*Given request*
Without including any pictures, write out the listing below exactly.

*Data excerpt*

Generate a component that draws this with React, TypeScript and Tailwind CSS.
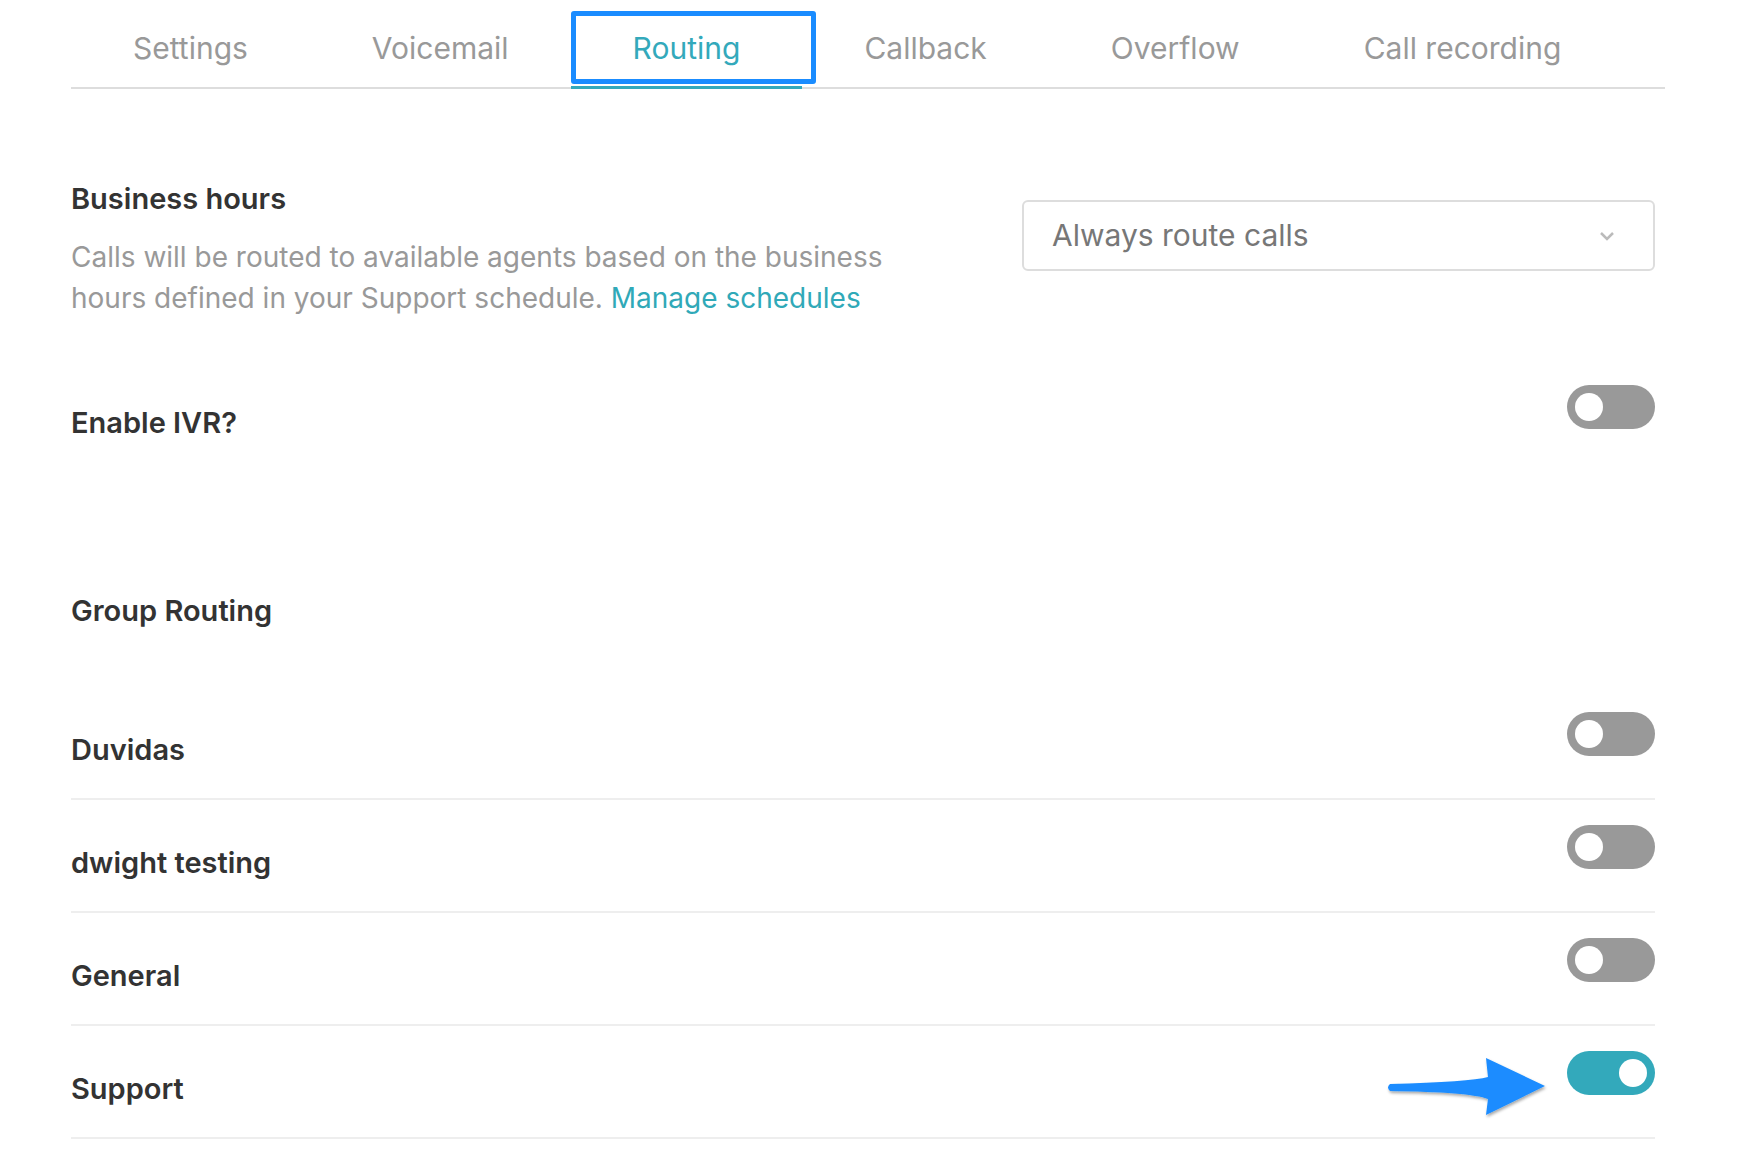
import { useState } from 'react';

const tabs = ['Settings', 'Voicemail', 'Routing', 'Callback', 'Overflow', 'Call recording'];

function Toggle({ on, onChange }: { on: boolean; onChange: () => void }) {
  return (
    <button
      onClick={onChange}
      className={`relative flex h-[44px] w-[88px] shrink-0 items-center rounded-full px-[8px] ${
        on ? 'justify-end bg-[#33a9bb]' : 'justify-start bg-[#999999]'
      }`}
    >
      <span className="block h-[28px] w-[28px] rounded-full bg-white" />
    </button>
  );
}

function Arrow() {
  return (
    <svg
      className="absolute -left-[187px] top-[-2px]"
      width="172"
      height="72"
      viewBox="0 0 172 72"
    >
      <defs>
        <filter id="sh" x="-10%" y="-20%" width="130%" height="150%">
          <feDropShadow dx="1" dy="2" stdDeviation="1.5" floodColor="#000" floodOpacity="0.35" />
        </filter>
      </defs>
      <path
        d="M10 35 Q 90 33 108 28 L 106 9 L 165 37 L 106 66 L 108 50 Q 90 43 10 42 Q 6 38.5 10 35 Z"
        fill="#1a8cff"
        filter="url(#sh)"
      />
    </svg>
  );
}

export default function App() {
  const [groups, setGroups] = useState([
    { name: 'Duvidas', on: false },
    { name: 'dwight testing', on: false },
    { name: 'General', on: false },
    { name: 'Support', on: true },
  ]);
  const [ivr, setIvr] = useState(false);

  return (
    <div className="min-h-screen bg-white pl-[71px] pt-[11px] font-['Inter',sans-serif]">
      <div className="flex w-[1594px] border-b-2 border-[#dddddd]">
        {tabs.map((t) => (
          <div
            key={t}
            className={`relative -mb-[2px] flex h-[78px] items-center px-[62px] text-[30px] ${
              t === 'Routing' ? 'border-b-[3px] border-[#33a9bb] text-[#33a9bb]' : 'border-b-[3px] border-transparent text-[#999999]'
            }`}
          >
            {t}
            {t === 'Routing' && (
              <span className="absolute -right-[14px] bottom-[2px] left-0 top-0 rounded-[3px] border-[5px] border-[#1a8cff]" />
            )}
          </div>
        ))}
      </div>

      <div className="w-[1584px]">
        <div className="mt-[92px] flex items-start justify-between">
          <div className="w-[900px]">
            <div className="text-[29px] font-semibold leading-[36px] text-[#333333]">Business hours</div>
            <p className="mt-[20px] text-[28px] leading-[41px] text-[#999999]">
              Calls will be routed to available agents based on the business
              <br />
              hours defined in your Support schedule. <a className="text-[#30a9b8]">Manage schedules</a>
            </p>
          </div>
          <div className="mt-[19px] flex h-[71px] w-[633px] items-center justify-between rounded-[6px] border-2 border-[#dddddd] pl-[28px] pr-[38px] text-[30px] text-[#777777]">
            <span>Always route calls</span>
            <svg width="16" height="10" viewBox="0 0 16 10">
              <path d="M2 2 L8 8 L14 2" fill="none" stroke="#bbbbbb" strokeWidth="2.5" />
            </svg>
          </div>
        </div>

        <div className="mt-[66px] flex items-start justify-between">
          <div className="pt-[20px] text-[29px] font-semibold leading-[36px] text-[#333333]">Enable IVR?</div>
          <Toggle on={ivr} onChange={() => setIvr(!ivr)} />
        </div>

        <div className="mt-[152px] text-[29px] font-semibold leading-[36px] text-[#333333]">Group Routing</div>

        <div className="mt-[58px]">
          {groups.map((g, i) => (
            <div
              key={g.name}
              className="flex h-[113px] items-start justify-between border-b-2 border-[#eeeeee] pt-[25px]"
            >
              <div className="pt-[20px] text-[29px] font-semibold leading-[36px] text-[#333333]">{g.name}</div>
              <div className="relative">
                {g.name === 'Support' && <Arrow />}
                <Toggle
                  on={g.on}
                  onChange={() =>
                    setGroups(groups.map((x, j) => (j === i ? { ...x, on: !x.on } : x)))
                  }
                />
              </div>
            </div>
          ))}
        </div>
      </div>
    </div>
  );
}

*Response for this exercise*
Generate a component that draws this with React, TypeScript and Tailwind CSS.
import { useState } from 'react';

const tabs = ['Settings', 'Voicemail', 'Routing', 'Callback', 'Overflow', 'Call recording'];

function Toggle({ on, onChange }: { on: boolean; onChange: () => void }) {
  return (
    <button
      onClick={onChange}
      className={`relative flex h-[44px] w-[88px] shrink-0 items-center rounded-full px-[8px] ${
        on ? 'justify-end bg-[#33a9bb]' : 'justify-start bg-[#999999]'
      }`}
    >
      <span className="block h-[28px] w-[28px] rounded-full bg-white" />
    </button>
  );
}

function Arrow() {
  return (
    <svg
      className="absolute -left-[187px] top-[-2px]"
      width="172"
      height="72"
      viewBox="0 0 172 72"
    >
      <defs>
        <filter id="sh" x="-10%" y="-20%" width="130%" height="150%">
          <feDropShadow dx="1" dy="2" stdDeviation="1.5" floodColor="#000" floodOpacity="0.35" />
        </filter>
      </defs>
      <path
        d="M10 35 Q 90 33 108 28 L 106 9 L 165 37 L 106 66 L 108 50 Q 90 43 10 42 Q 6 38.5 10 35 Z"
        fill="#1a8cff"
        filter="url(#sh)"
      />
    </svg>
  );
}

export default function App() {
  const [groups, setGroups] = useState([
    { name: 'Duvidas', on: false },
    { name: 'dwight testing', on: false },
    { name: 'General', on: false },
    { name: 'Support', on: true },
  ]);
  const [ivr, setIvr] = useState(false);

  return (
    <div className="min-h-screen bg-white pl-[71px] pt-[11px] font-['Inter',sans-serif]">
      <div className="flex w-[1594px] border-b-2 border-[#dddddd]">
        {tabs.map((t) => (
          <div
            key={t}
            className={`relative -mb-[2px] flex h-[78px] items-center px-[62px] text-[30px] ${
              t === 'Routing' ? 'border-b-[3px] border-[#33a9bb] text-[#33a9bb]' : 'border-b-[3px] border-transparent text-[#999999]'
            }`}
          >
            {t}
            {t === 'Routing' && (
              <span className="absolute -right-[14px] bottom-[2px] left-0 top-0 rounded-[3px] border-[5px] border-[#1a8cff]" />
            )}
          </div>
        ))}
      </div>

      <div className="w-[1584px]">
        <div className="mt-[92px] flex items-start justify-between">
          <div className="w-[900px]">
            <div className="text-[29px] font-semibold leading-[36px] text-[#333333]">Business hours</div>
            <p className="mt-[20px] text-[28px] leading-[41px] text-[#999999]">
              Calls will be routed to available agents based on the business
              <br />
              hours defined in your Support schedule. <a className="text-[#30a9b8]">Manage schedules</a>
            </p>
          </div>
          <div className="mt-[19px] flex h-[71px] w-[633px] items-center justify-between rounded-[6px] border-2 border-[#dddddd] pl-[28px] pr-[38px] text-[30px] text-[#777777]">
            <span>Always route calls</span>
            <svg width="16" height="10" viewBox="0 0 16 10">
              <path d="M2 2 L8 8 L14 2" fill="none" stroke="#bbbbbb" strokeWidth="2.5" />
            </svg>
          </div>
        </div>

        <div className="mt-[66px] flex items-start justify-between">
          <div className="pt-[20px] text-[29px] font-semibold leading-[36px] text-[#333333]">Enable IVR?</div>
          <Toggle on={ivr} onChange={() => setIvr(!ivr)} />
        </div>

        <div className="mt-[152px] text-[29px] font-semibold leading-[36px] text-[#333333]">Group Routing</div>

        <div className="mt-[58px]">
          {groups.map((g, i) => (
            <div
              key={g.name}
              className="flex h-[113px] items-start justify-between border-b-2 border-[#eeeeee] pt-[25px]"
            >
              <div className="pt-[20px] text-[29px] font-semibold leading-[36px] text-[#333333]">{g.name}</div>
              <div className="relative">
                {g.name === 'Support' && <Arrow />}
                <Toggle
                  on={g.on}
                  onChange={() =>
                    setGroups(groups.map((x, j) => (j === i ? { ...x, on: !x.on } : x)))
                  }
                />
              </div>
            </div>
          ))}
        </div>
      </div>
    </div>
  );
}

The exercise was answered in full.